Now as a Haskell guy, I was immediately drawn to the Haskell clone, hledger. It's nice that there are two (mostly) compatable implementations of ledger too. So from here on, I'll be talking about hledger.

I sat down and built a hledger setup for myself the other day. I started by converting the GnuCash books I have been keeping up-to-date, for a small side business (a rental property). It quickly turned into something like programming, in the best way, as I used features like:

  • Include directives, so I can keep my business data in its own file, while pulling it into my main one.
  • Simple refactorings, like putting "Y 2012" at the top, so I don't have to write the year in each transaction.
  • Account aliases, so I can just type "rent", rather than "income:rental" and "repairs:contractor" rather than "expenses:home repair:contractor"
  • All the power of my favorite editor.

a modern unix program

While I've been diving into hledger, I've been drawing all kinds of parallels between it and other modern Unix-friendly programs I use lately. I think we've gone over a bit of a watershed recently. Unix tools used to be either very simple and crude (though often quite useful), or really baroque and complex with far too many options (often due to 10-30 years of evolution). Or they were a graphical user interface, like GnuCash, and completely divorced from Unix traditions.

The new unix programs have some commonalities...

  • They're a single command, with subcommands. This keeps the complexity of doing any one thing down, and provides many opportunities for traditional unix tools philosophy, without locking the entire program into being a single-purpose unix tool.

    hledger's subcommands range from querying and reports, to pipable print, to a interactive interface.

  • They have a simple but powerful idea at their core, that can be expressed with a phrase like "double entry accounting is a simple file format" (ledger), or "files, trees, commits" (git).

    Building a tool on a central idea is something I strive to do myself. So the way ledger manages it is particularly interesting to me.

  • They are not afraid to target users who have a rather special kind of literacy (probably the literacy you need to have gotten to here in this post). And reward them with a lot of power.

    Ledger avoids a lot of the often confusing terminology around accounting, and assumes a mind primed with the Unix tools philosophy.

  • If there's a GUI, it's probably web based. There's little trust in traditional toolkits having staying power, and the web is where the momentum is. The GUI is not the main focus, but does offer special features of its own.

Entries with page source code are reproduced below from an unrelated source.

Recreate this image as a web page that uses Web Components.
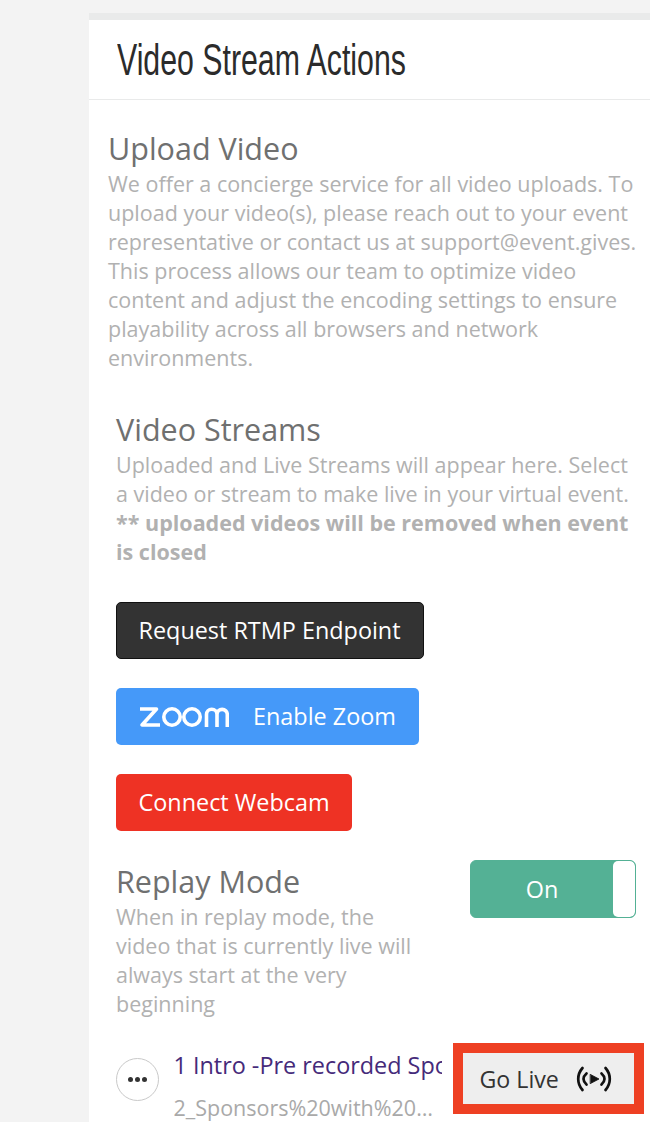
<!DOCTYPE html>
<html>
<head>
<meta charset="utf-8">
<title>Video Stream Actions</title>
<style>
  html, body { margin: 0; height: 1122px; overflow: hidden; }
  body { background: #f3f3f3; font-family: "Open Sans", sans-serif; }
</style>
</head>
<body>
<stream-panel>
  <panel-header slot="header">Video Stream Actions</panel-header>

  <info-block style="padding: 28px 10px 0 19px">
    <span slot="title">Upload Video</span>
    We offer a concierge service for all video uploads. To upload your video(s), please reach out to your event representative or contact us at support@event.gives. This process allows our team to optimize video content and adjust the encoding settings to ensure playability across all browsers and network environments.
  </info-block>

  <info-block style="padding: 37px 14px 0 27px">
    <span slot="title">Video Streams</span>
    Uploaded and Live Streams will appear here. Select a video or stream to make live in your virtual event. <b>** uploaded videos will be removed when event is closed</b>
  </info-block>

  <action-button variant="dark" style="margin: 36px 0 0 27px">Request RTMP Endpoint</action-button>
  <action-button variant="zoom" style="margin: 29px 0 0 27px">Enable Zoom</action-button>
  <action-button variant="red" style="margin: 29px 0 0 27px">Connect Webcam</action-button>

  <replay-mode></replay-mode>
  <video-row title-text="1 Intro -Pre recorded Sponsors" file="2_Sponsors%20with%20Logos.mp4"></video-row>
</stream-panel>
<go-live-callout></go-live-callout>

<script>
class StreamPanel extends HTMLElement {
    connectedCallback() {
        const shadow = this.attachShadow({ mode: "open" });
        shadow.innerHTML = `
            <style>
                :host {
                    display: block;
                    margin: 13px 0 0 89px;
                    border-top: 7px solid #e9eaea;
                    background: #fff;
                    height: 1102px;
                    overflow: hidden;
                }
            </style>
            <slot name="header"></slot>
            <slot></slot>
        `;
    }
}

class PanelHeader extends HTMLElement {
    connectedCallback() {
        const shadow = this.attachShadow({ mode: "open" });
        shadow.innerHTML = `
            <style>
                :host {
                    display: block;
                    height: 79px;
                    border-bottom: 1px solid #e9eaea;
                    padding-left: 27.5px;
                    overflow: hidden;
                }
                h2 {
                    margin: 0;
                    font: 400 44px/79px "Liberation Sans", sans-serif;
                    color: #2b2b2b;
                    white-space: nowrap;
                    transform: scaleX(.688);
                    transform-origin: left center;
                }
            </style>
            <h2><slot></slot></h2>
        `;
    }
}

class InfoBlock extends HTMLElement {
    connectedCallback() {
        const shadow = this.attachShadow({ mode: "open" });
        shadow.innerHTML = `
            <style>
                :host {
                    display: block;
                }
                h3 {
                    margin: 0 0 1px;
                    font-weight: 400;
                    font-size: 30.5px;
                    line-height: 40px;
                    color: #6f7070;
                }
                p {
                    margin: 0;
                    font-size: 21.5px;
                    line-height: 29px;
                    color: #b1b1b1;
                }
            </style>
            <h3><slot name="title"></slot></h3>
            <p><slot></slot></p>
        `;
    }
}

const ZOOM_LOGO = `
    <svg width="90" height="20" viewBox="0 0 90 20" fill="none" stroke="#fff" stroke-width="3.600">
        <path d="M1 2h16.500L3 18h18" stroke-linejoin="round"/>
        <circle cx="33" cy="10" r="8.200"/>
        <circle cx="53" cy="10" r="8.200"/>
        <path d="M67.500 20V7.500a5.250 5.250 0 0 1 10.500 0V20M78 7.500a5.150 5.150 0 0 1 10.300 0V20"/>
    </svg>`;

class ActionButton extends HTMLElement {
    connectedCallback() {
        const shadow = this.attachShadow({ mode: "open" });
        const variant = this.getAttribute("variant");
        shadow.innerHTML = `
            <style>
                :host {
                    display: block;
                    width: fit-content;
                }
                button {
                    display: flex;
                    align-items: center;
                    gap: 24px;
                    height: 57px;
                    box-sizing: border-box;
                    padding: 0 23px 2px;
                    border: 0;
                    border-radius: 5px;
                    color: #fff;
                    font: 400 23.4px "Open Sans", sans-serif;
                    white-space: nowrap;
                }
                .dark { background: #333; border: 1px solid #111; padding: 0 22.5px 2px 21.5px; }
                .zoom { background: #4599f9; }
                .zoom svg { margin-top: 2px; }
                .red { background: #ee3224; padding: 0 22.5px 2px; }
            </style>
            <button class="${variant}">${variant == "zoom" ? ZOOM_LOGO : ""}<slot></slot></button>
        `;
    }
}

class ReplayMode extends HTMLElement {
    connectedCallback() {
        const shadow = this.attachShadow({ mode: "open" });
        shadow.innerHTML = `
            <style>
                :host {
                    display: flex;
                    justify-content: space-between;
                    align-items: flex-start;
                    margin-top: 30px;
                    padding: 0 14px 0 27px;
                }
                .copy { width: 305px; }
                h3 {
                    margin: 0 0 1px;
                    font-weight: 400;
                    font-size: 30.5px;
                    line-height: 40px;
                    color: #6f7070;
                }
                p {
                    margin: 0;
                    font-size: 21.5px;
                    line-height: 29px;
                    color: #b1b1b1;
                }
                .toggle {
                    display: flex;
                    width: 166px;
                    height: 58px;
                    margin-top: -1px;
                    box-sizing: border-box;
                    background: #54b195;
                    border: 1px solid #54b195;
                    border-radius: 6px;
                    color: #fff;
                    font-size: 23.4px;
                    overflow: hidden;
                }
                .label {
                    flex: 1;
                    display: flex;
                    align-items: center;
                    justify-content: center;
                }
                .knob {
                    width: 22px;
                    background: #fff;
                    border-radius: 5px;
                }
            </style>
            <div class="copy">
                <h3>Replay Mode</h3>
                <p>When in replay mode, the video that is currently live will always start at the very beginning</p>
            </div>
            <div class="toggle"><span class="label">On</span><span class="knob"></span></div>
        `;
    }
}

class VideoRow extends HTMLElement {
    connectedCallback() {
        const shadow = this.attachShadow({ mode: "open" });
        shadow.innerHTML = `
            <style>
                :host {
                    display: flex;
                    gap: 14.5px;
                    margin-top: 30px;
                    padding-left: 27px;
                }
                .more {
                    flex: none;
                    display: flex;
                    align-items: center;
                    justify-content: center;
                    gap: 2px;
                    width: 43px;
                    height: 43px;
                    margin-top: 10px;
                    box-sizing: border-box;
                    border: 1px solid #c9c9c9;
                    border-radius: 50%;
                }
                .more i {
                    width: 5px;
                    height: 5px;
                    border-radius: 50%;
                    background: #333;
                }
                .text { width: 268.5px; overflow: hidden; }
                .name {
                    font-size: 23.4px;
                    line-height: 34px;
                    color: #452a7a;
                    white-space: nowrap;
                }
                .file {
                    margin-top: 11px;
                    width: 263px;
                    font-size: 21.5px;
                    line-height: 29px;
                    color: #a9a9a9;
                    white-space: nowrap;
                    overflow: hidden;
                    text-overflow: ellipsis;
                }
            </style>
            <div class="more"><i></i><i></i><i></i></div>
            <div class="text">
                <div class="name">${this.getAttribute("title-text")}</div>
                <div class="file">${this.getAttribute("file")}</div>
            </div>
        `;
    }
}

class GoLiveCallout extends HTMLElement {
    connectedCallback() {
        const shadow = this.attachShadow({ mode: "open" });
        shadow.innerHTML = `
            <style>
                :host {
                    position: absolute;
                    left: 453px;
                    top: 1043px;
                    width: 191px;
                    height: 71px;
                    box-sizing: border-box;
                    border: 10px solid #ee4023;
                    background: #eee;
                    display: flex;
                    align-items: center;
                    padding-left: 16.5px;
                    gap: 17.5px;
                    color: #333;
                    font-size: 23.2px;
                }
                svg { display: block; }
            </style>
            <span>Go Live</span>
            <svg width="36" height="26" viewBox="0 0 36 26" fill="none" stroke="#111" stroke-width="2.700" stroke-linecap="round">
                <path d="M6.500 2C.8 8.500 .8 17.500 6.500 24M29.500 2C35.200 8.500 35.200 17.500 29.500 24"/>
                <path d="M10.500 7.500C6.500 11 6.500 15 10.500 18.500M25.500 7.500C29.500 11 29.500 15 25.500 18.500"/>
                <path d="M14.500 8.500L23 13L14.500 17.500Z" fill="#111" stroke="#111" stroke-width=".8" stroke-linejoin="round"/>
            </svg>
        `;
    }
}

customElements.define("stream-panel", StreamPanel);
customElements.define("panel-header", PanelHeader);
customElements.define("info-block", InfoBlock);
customElements.define("action-button", ActionButton);
customElements.define("replay-mode", ReplayMode);
customElements.define("video-row", VideoRow);
customElements.define("go-live-callout", GoLiveCallout);
</script>
</body>
</html>
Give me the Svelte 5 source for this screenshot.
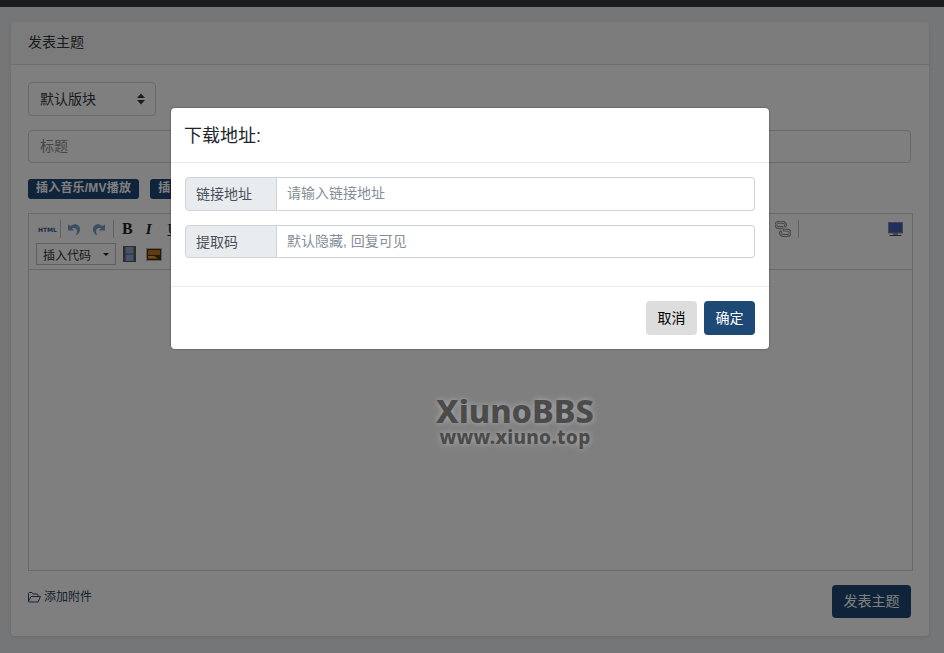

    hledger's web UI completely parallels what I've doing with the git-annex webapp, right down to being implemented using Yesod -- which really needs to be improved to use some methods I've developed to make it easier to make webapps that integrate with the desktop and are more secure, if there are going to be a lot more programs like this using it.

importing data

After manually converting my GnuCash data, I imported all my PayPal history into hledger. And happily it calculates the same balance Paypal does. It also tells me I've paid PayPal $180 in transaction fees over the years, which is something PayPal certianly doesn't tell you on their website. (However, my current import from PayPal's CSV files is a hackish, and only handles USD currency, so I miss some currency conversion fees.)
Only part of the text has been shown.